Short problem: Write out each line in which the string "table" is present.

Dataset content:
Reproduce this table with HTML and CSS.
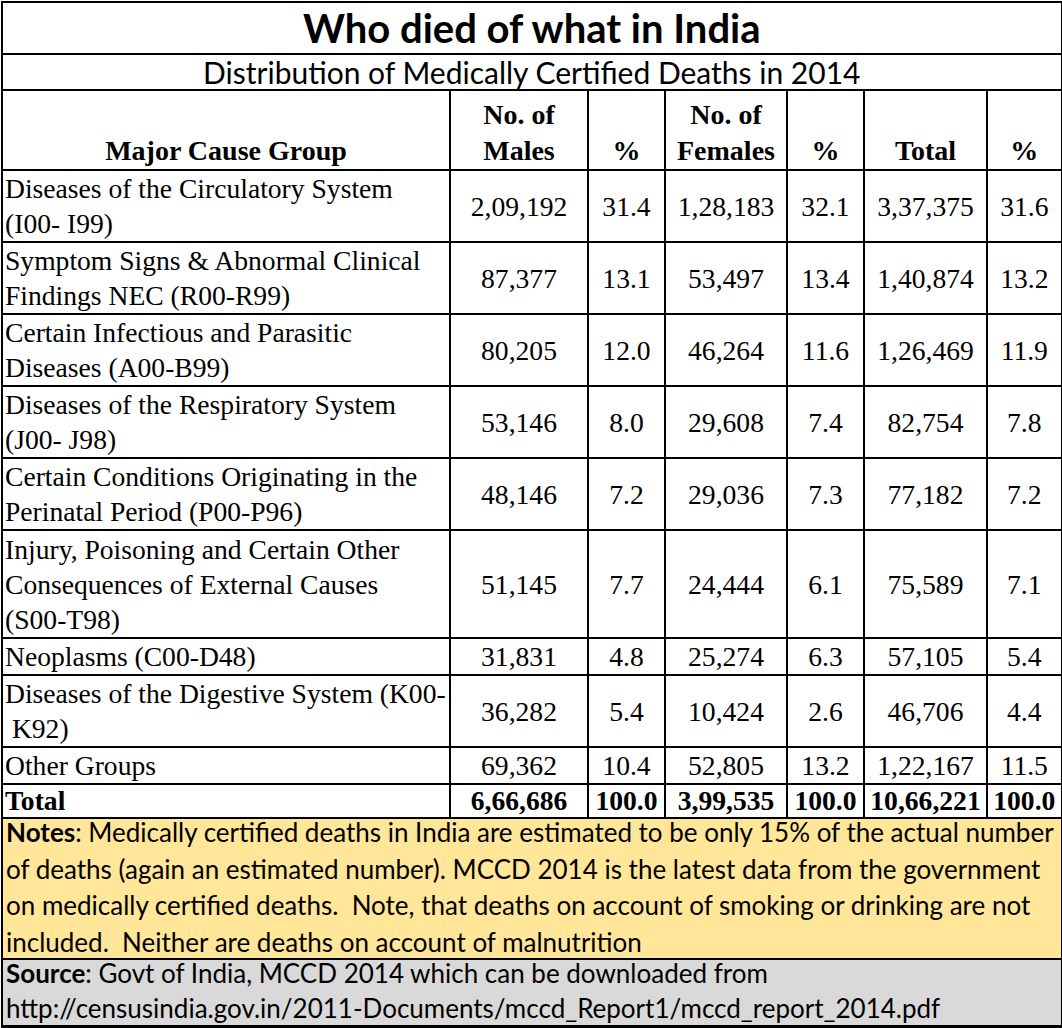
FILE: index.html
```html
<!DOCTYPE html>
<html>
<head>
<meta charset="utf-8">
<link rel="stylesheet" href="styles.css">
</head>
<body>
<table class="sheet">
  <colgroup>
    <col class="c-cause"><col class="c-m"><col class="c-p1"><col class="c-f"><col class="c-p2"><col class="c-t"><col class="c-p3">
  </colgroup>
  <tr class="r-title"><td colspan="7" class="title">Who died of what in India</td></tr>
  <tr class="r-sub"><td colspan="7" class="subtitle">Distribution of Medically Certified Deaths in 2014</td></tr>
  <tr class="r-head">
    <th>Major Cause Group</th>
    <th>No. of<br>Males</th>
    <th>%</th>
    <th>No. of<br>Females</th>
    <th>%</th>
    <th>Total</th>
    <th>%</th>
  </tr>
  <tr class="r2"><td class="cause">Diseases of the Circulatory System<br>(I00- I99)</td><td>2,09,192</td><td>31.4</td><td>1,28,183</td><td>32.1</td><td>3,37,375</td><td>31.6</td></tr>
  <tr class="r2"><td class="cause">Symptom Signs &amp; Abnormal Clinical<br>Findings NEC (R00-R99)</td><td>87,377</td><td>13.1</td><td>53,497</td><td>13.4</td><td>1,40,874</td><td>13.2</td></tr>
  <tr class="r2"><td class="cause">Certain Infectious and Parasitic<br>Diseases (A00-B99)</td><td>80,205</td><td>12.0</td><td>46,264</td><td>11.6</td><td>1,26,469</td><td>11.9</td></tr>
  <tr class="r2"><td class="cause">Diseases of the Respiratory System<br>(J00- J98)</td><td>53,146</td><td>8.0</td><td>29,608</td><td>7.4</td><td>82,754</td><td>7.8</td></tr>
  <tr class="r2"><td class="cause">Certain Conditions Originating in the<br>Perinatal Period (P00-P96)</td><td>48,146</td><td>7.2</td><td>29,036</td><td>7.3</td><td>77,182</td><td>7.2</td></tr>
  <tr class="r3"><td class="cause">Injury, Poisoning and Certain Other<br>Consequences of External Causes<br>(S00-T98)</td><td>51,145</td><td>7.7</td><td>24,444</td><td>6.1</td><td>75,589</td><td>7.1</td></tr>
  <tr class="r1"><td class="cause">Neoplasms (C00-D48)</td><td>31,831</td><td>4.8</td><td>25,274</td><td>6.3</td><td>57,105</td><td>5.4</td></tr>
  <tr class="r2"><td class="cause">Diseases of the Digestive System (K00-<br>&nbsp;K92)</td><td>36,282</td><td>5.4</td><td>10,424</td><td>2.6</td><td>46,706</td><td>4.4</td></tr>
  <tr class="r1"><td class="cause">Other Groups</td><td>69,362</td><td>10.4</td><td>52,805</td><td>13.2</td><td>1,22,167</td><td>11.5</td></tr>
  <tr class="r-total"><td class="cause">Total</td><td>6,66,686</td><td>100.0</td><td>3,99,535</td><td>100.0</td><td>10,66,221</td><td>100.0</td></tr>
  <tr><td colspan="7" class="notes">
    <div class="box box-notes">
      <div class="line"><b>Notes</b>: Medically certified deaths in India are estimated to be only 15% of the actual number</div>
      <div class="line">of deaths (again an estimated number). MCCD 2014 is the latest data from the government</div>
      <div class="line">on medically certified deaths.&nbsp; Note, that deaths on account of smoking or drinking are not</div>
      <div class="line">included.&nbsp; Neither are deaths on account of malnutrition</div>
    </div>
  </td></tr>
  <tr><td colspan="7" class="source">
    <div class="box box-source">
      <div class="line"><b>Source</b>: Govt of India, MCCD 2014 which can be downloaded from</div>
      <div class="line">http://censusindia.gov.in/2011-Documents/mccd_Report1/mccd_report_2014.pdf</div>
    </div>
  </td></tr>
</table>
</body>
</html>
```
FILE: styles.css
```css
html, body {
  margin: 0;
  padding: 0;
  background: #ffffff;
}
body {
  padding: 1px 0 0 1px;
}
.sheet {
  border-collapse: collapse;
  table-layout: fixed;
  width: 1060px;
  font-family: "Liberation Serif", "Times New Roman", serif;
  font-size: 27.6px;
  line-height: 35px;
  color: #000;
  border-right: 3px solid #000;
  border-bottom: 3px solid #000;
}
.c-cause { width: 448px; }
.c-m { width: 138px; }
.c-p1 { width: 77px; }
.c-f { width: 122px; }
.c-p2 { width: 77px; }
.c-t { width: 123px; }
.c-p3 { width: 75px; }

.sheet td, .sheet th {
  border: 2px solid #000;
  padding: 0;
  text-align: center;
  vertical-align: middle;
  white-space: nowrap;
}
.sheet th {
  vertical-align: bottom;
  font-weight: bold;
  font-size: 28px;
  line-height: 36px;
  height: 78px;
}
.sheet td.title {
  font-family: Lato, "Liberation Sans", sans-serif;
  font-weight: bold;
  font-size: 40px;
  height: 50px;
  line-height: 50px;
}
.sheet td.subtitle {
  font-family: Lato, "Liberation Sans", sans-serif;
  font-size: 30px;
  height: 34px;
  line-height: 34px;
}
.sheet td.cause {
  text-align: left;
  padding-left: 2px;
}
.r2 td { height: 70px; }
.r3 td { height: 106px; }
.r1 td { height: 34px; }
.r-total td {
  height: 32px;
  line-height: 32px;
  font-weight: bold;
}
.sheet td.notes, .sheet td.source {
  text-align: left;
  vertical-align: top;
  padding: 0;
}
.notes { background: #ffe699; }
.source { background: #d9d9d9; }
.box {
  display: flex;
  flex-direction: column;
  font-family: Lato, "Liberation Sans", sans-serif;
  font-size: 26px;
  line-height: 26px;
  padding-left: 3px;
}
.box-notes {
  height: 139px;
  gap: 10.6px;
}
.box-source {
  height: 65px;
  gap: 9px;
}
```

Output of the exercise:
Reproduce this table with HTML and CSS.
<table class="sheet">
</table>
  table-layout: fixed;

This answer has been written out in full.